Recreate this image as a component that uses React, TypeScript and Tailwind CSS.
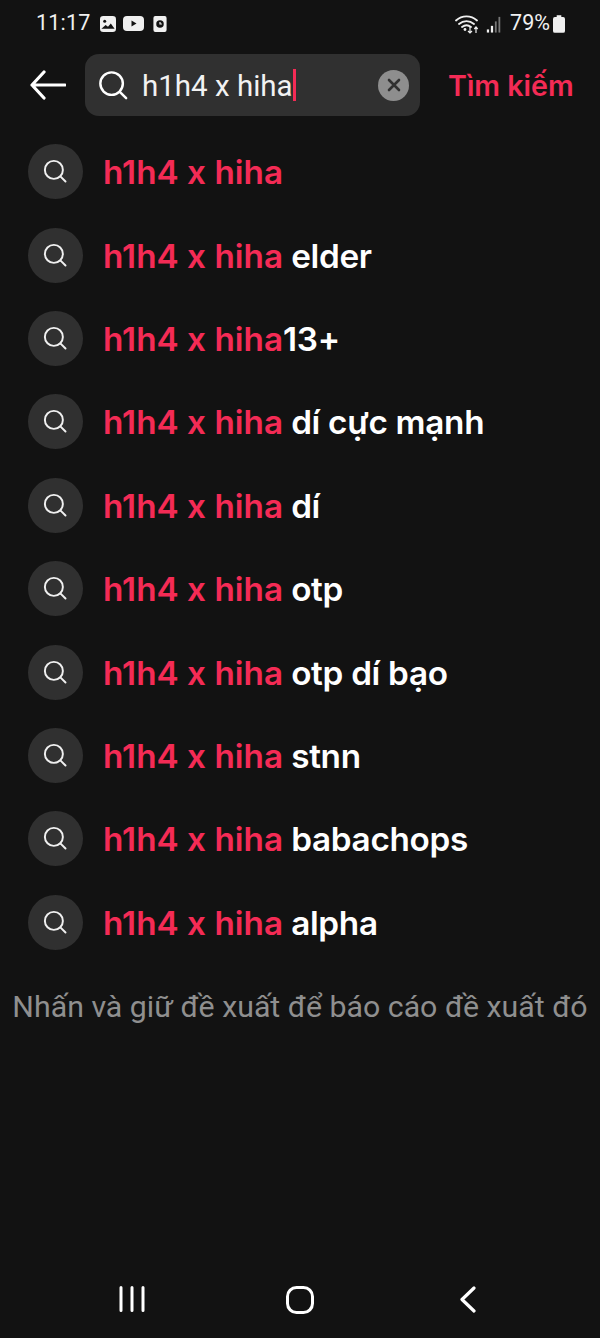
import { Fragment } from "react";

const rows = ["", " elder", "13+", " dí cực mạnh", " dí", " otp", " otp dí bạo", " stnn", " babachops", " alpha"];

const SearchIcon = ({ className }: { className: string }) => (
  <svg viewBox="0 0 32 32" fill="none" stroke="currentColor" strokeWidth="2.6" strokeLinecap="round" className={className}>
    <circle cx="14.5" cy="14.5" r="12" />
    <path d="M23.5 23.5 30 30" />
  </svg>
);

const StatusBar = () => (
  <div className="h-[46px] pt-[1px] flex items-center pl-9 pr-[35px] text-[#f0f0f0] font-['Roboto',sans-serif] text-[21.5px]">
    <span className="tracking-[0.2px]">11:17</span>
    <div className="flex items-center ml-[9px] gap-[7px]">
      <svg viewBox="0 0 17 17" className="w-[16px] h-[16px]">
        <rect width="17" height="17" rx="3.5" fill="#f0f0f0" />
        <circle cx="5" cy="5.5" r="1.6" fill="#121212" />
        <path d="M1.5 13.5 6 9.5l2.5 2L11.5 8l4 5.5z" fill="#121212" />
      </svg>
      <svg viewBox="0 0 21 15" className="w-[21px] h-[15px]">
        <rect width="21" height="15" rx="4" fill="#f0f0f0" />
        <path d="M8.5 4.5v6l5-3z" fill="#121212" />
      </svg>
      <svg viewBox="0 0 14 17" className="w-[14px] h-[16px] ml-[2px]">
        <rect width="14" height="17" rx="2" fill="#f0f0f0" />
        <circle cx="7" cy="8.5" r="4" fill="#121212" />
        <path d="M7 6.5v2h2" stroke="#f0f0f0" strokeWidth="1.3" fill="none" />
      </svg>
    </div>
    <div className="flex items-center ml-auto">
      <svg viewBox="0 0 25 20" fill="none" className="w-[25px] h-[20px]">
        <path d="M1 6.5C7 1 16 1 22 6.5M4 10c4.500-3.800 10.500-3.800 15 0M7 13c2.800-2.200 6.200-2.200 9 0" stroke="#f0f0f0" strokeWidth="1.800" strokeLinecap="round" />
        <circle cx="10" cy="15.500" r="1.400" fill="#f0f0f0" />
        <path d="M15 12v7M13 17l2 2 2-2M21 19v-6M19.300 15l1.700-2 1.700 2" stroke="#f0f0f0" strokeWidth="1.200" />
      </svg>
      <svg viewBox="0 0 16 19" className="w-[16px] h-[17px] ml-[6px] mt-[2px]">
        <rect x="0" y="15" width="2.500" height="3.500" fill="#f0f0f0" />
        <rect x="4.500" y="11" width="2.500" height="7.500" fill="#f0f0f0" />
        <rect x="9" y="6" width="2" height="12.500" fill="#777" />
        <rect x="13" y="1" width="2" height="17.500" fill="#777" />
      </svg>
      <span className="ml-[8px]">79%</span>
      <svg viewBox="0 0 13 19" className="w-[12px] h-[18px] ml-[3px]">
        <rect x="4" y="0" width="5" height="3" fill="#f0f0f0" />
        <rect x="0" y="2" width="13" height="17" rx="2" fill="#f0f0f0" />
      </svg>
    </div>
  </div>
);

export default function App() {
  return (
    <div className="w-[600px] h-[1338px] bg-[#121212] flex flex-col overflow-hidden font-['Inter',sans-serif]">
      <StatusBar />

      {/* Search header */}
      <div className="flex items-center mt-2 h-[62px]">
        <svg viewBox="0 0 36 30" fill="none" stroke="#fff" strokeWidth="3.200" strokeLinecap="round" strokeLinejoin="round" className="w-9 h-[30px] ml-[30px]">
          <path d="M35 15H2M14 2 2 15l12 13" />
        </svg>
        <div className="w-[335px] h-[62px] ml-[19px] rounded-[14px] bg-[#303030] flex items-center pl-[13px] pr-[11px]">
          <SearchIcon className="w-[30px] h-[30px] text-white shrink-0" />
          <span className="ml-[14px] pt-[3px] text-[29.5px] text-[#f2f2f2] font-['Roboto',sans-serif] leading-none">h1h4 x hiha</span>
          <span className="w-[3px] h-[32px] bg-[#f42b55] ml-0" />
          <div className="ml-auto w-[31px] h-[31px] rounded-full bg-[#8e8e8e] flex items-center justify-center">
            <svg viewBox="0 0 14 14" fill="none" stroke="#303030" strokeWidth="2.600" strokeLinecap="round" className="w-[14px] h-[14px]">
              <path d="M2 2l10 10M12 2 2 12" />
            </svg>
          </div>
        </div>
        <span className="ml-[28px] pt-[3px] text-[#f42b55] text-[28.6px] font-semibold whitespace-nowrap">Tìm kiếm</span>
      </div>

      {/* Suggestions */}
      <div className="flex flex-col mt-[14px]">
        {rows.map((rest, i) => (
          <div key={i} className="h-[83.4px] flex items-center pl-7">
            <div className="w-[55px] h-[55px] rounded-full bg-[#303030] flex items-center justify-center">
              <SearchIcon className="w-6 h-6 text-[#f0f0f0] -mt-[1px] -ml-[1px]" />
            </div>
            <p className="ml-[20px] pt-[3px] text-[33.300px] font-semibold text-white whitespace-pre">
              <Fragment>
                <span className="text-[#f42b55]">h1h4 x hiha</span>
                <span className="tracking-[-0.3px]">{rest}</span>
              </Fragment>
            </p>
          </div>
        ))}
      </div>

      <p className="mt-[20px] text-center text-[#8f8f8f] text-[30.300px] font-['Roboto',sans-serif] whitespace-nowrap">
        Nhấn và giữ đề xuất để báo cáo đề xuất đó
      </p>

      {/* Android nav */}
      <div className="mt-auto h-[52px] flex items-start pl-[119px]">
        <svg viewBox="0 0 26 26" fill="none" stroke="#fff" strokeWidth="3" strokeLinecap="round" className="w-[26px] h-[26px]">
          <path d="M2 1.500v23M13 1.500v23M24 1.500v23" />
        </svg>
        <svg viewBox="0 0 28 28" fill="none" stroke="#fff" strokeWidth="3" className="w-7 h-7 ml-[141px]">
          <rect x="1.500" y="1.500" width="25" height="25" rx="9" />
        </svg>
        <svg viewBox="0 0 16 27" fill="none" stroke="#fff" strokeWidth="3.200" strokeLinecap="round" strokeLinejoin="round" className="w-4 h-[27px] ml-[146px]">
          <path d="M14 2 2 13.500 14 25" />
        </svg>
      </div>
    </div>
  );
}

-=-=-

* _Do this_: All of the data above should be quoted exactly, except for the pictures.

* _Response to the exercise_:
Recreate this image as a component that uses React, TypeScript and Tailwind CSS.
import { Fragment } from "react";

const rows = ["", " elder", "13+", " dí cực mạnh", " dí", " otp", " otp dí bạo", " stnn", " babachops", " alpha"];

const SearchIcon = ({ className }: { className: string }) => (
  <svg viewBox="0 0 32 32" fill="none" stroke="currentColor" strokeWidth="2.6" strokeLinecap="round" className={className}>
    <circle cx="14.5" cy="14.5" r="12" />
    <path d="M23.5 23.5 30 30" />
  </svg>
);

const StatusBar = () => (
  <div className="h-[46px] pt-[1px] flex items-center pl-9 pr-[35px] text-[#f0f0f0] font-['Roboto',sans-serif] text-[21.5px]">
    <span className="tracking-[0.2px]">11:17</span>
    <div className="flex items-center ml-[9px] gap-[7px]">
      <svg viewBox="0 0 17 17" className="w-[16px] h-[16px]">
        <rect width="17" height="17" rx="3.5" fill="#f0f0f0" />
        <circle cx="5" cy="5.5" r="1.6" fill="#121212" />
        <path d="M1.5 13.5 6 9.5l2.5 2L11.5 8l4 5.5z" fill="#121212" />
      </svg>
      <svg viewBox="0 0 21 15" className="w-[21px] h-[15px]">
        <rect width="21" height="15" rx="4" fill="#f0f0f0" />
        <path d="M8.5 4.5v6l5-3z" fill="#121212" />
      </svg>
      <svg viewBox="0 0 14 17" className="w-[14px] h-[16px] ml-[2px]">
        <rect width="14" height="17" rx="2" fill="#f0f0f0" />
        <circle cx="7" cy="8.5" r="4" fill="#121212" />
        <path d="M7 6.5v2h2" stroke="#f0f0f0" strokeWidth="1.3" fill="none" />
      </svg>
    </div>
    <div className="flex items-center ml-auto">
      <svg viewBox="0 0 25 20" fill="none" className="w-[25px] h-[20px]">
        <path d="M1 6.5C7 1 16 1 22 6.5M4 10c4.500-3.800 10.500-3.800 15 0M7 13c2.800-2.200 6.200-2.200 9 0" stroke="#f0f0f0" strokeWidth="1.800" strokeLinecap="round" />
        <circle cx="10" cy="15.500" r="1.400" fill="#f0f0f0" />
        <path d="M15 12v7M13 17l2 2 2-2M21 19v-6M19.300 15l1.700-2 1.700 2" stroke="#f0f0f0" strokeWidth="1.200" />
      </svg>
      <svg viewBox="0 0 16 19" className="w-[16px] h-[17px] ml-[6px] mt-[2px]">
        <rect x="0" y="15" width="2.500" height="3.500" fill="#f0f0f0" />
        <rect x="4.500" y="11" width="2.500" height="7.500" fill="#f0f0f0" />
        <rect x="9" y="6" width="2" height="12.500" fill="#777" />
        <rect x="13" y="1" width="2" height="17.500" fill="#777" />
      </svg>
      <span className="ml-[8px]">79%</span>
      <svg viewBox="0 0 13 19" className="w-[12px] h-[18px] ml-[3px]">
        <rect x="4" y="0" width="5" height="3" fill="#f0f0f0" />
        <rect x="0" y="2" width="13" height="17" rx="2" fill="#f0f0f0" />
      </svg>
    </div>
  </div>
);

export default function App() {
  return (
    <div className="w-[600px] h-[1338px] bg-[#121212] flex flex-col overflow-hidden font-['Inter',sans-serif]">
      <StatusBar />

      {/* Search header */}
      <div className="flex items-center mt-2 h-[62px]">
        <svg viewBox="0 0 36 30" fill="none" stroke="#fff" strokeWidth="3.200" strokeLinecap="round" strokeLinejoin="round" className="w-9 h-[30px] ml-[30px]">
          <path d="M35 15H2M14 2 2 15l12 13" />
        </svg>
        <div className="w-[335px] h-[62px] ml-[19px] rounded-[14px] bg-[#303030] flex items-center pl-[13px] pr-[11px]">
          <SearchIcon className="w-[30px] h-[30px] text-white shrink-0" />
          <span className="ml-[14px] pt-[3px] text-[29.5px] text-[#f2f2f2] font-['Roboto',sans-serif] leading-none">h1h4 x hiha</span>
          <span className="w-[3px] h-[32px] bg-[#f42b55] ml-0" />
          <div className="ml-auto w-[31px] h-[31px] rounded-full bg-[#8e8e8e] flex items-center justify-center">
            <svg viewBox="0 0 14 14" fill="none" stroke="#303030" strokeWidth="2.600" strokeLinecap="round" className="w-[14px] h-[14px]">
              <path d="M2 2l10 10M12 2 2 12" />
            </svg>
          </div>
        </div>
        <span className="ml-[28px] pt-[3px] text-[#f42b55] text-[28.6px] font-semibold whitespace-nowrap">Tìm kiếm</span>
      </div>

      {/* Suggestions */}
      <div className="flex flex-col mt-[14px]">
        {rows.map((rest, i) => (
          <div key={i} className="h-[83.4px] flex items-center pl-7">
            <div className="w-[55px] h-[55px] rounded-full bg-[#303030] flex items-center justify-center">
              <SearchIcon className="w-6 h-6 text-[#f0f0f0] -mt-[1px] -ml-[1px]" />
            </div>
            <p className="ml-[20px] pt-[3px] text-[33.300px] font-semibold text-white whitespace-pre">
              <Fragment>
                <span className="text-[#f42b55]">h1h4 x hiha</span>
                <span className="tracking-[-0.3px]">{rest}</span>
              </Fragment>
            </p>
          </div>
        ))}
      </div>

      <p className="mt-[20px] text-center text-[#8f8f8f] text-[30.300px] font-['Roboto',sans-serif] whitespace-nowrap">
        Nhấn và giữ đề xuất để báo cáo đề xuất đó
      </p>

      {/* Android nav */}
      <div className="mt-auto h-[52px] flex items-start pl-[119px]">
        <svg viewBox="0 0 26 26" fill="none" stroke="#fff" strokeWidth="3" strokeLinecap="round" className="w-[26px] h-[26px]">
          <path d="M2 1.500v23M13 1.500v23M24 1.500v23" />
        </svg>
        <svg viewBox="0 0 28 28" fill="none" stroke="#fff" strokeWidth="3" className="w-7 h-7 ml-[141px]">
          <rect x="1.500" y="1.500" width="25" height="25" rx="9" />
        </svg>
        <svg viewBox="0 0 16 27" fill="none" stroke="#fff" strokeWidth="3.200" strokeLinecap="round" strokeLinejoin="round" className="w-4 h-[27px] ml-[146px]">
          <path d="M14 2 2 13.500 14 25" />
        </svg>
      </div>
    </div>
  );
}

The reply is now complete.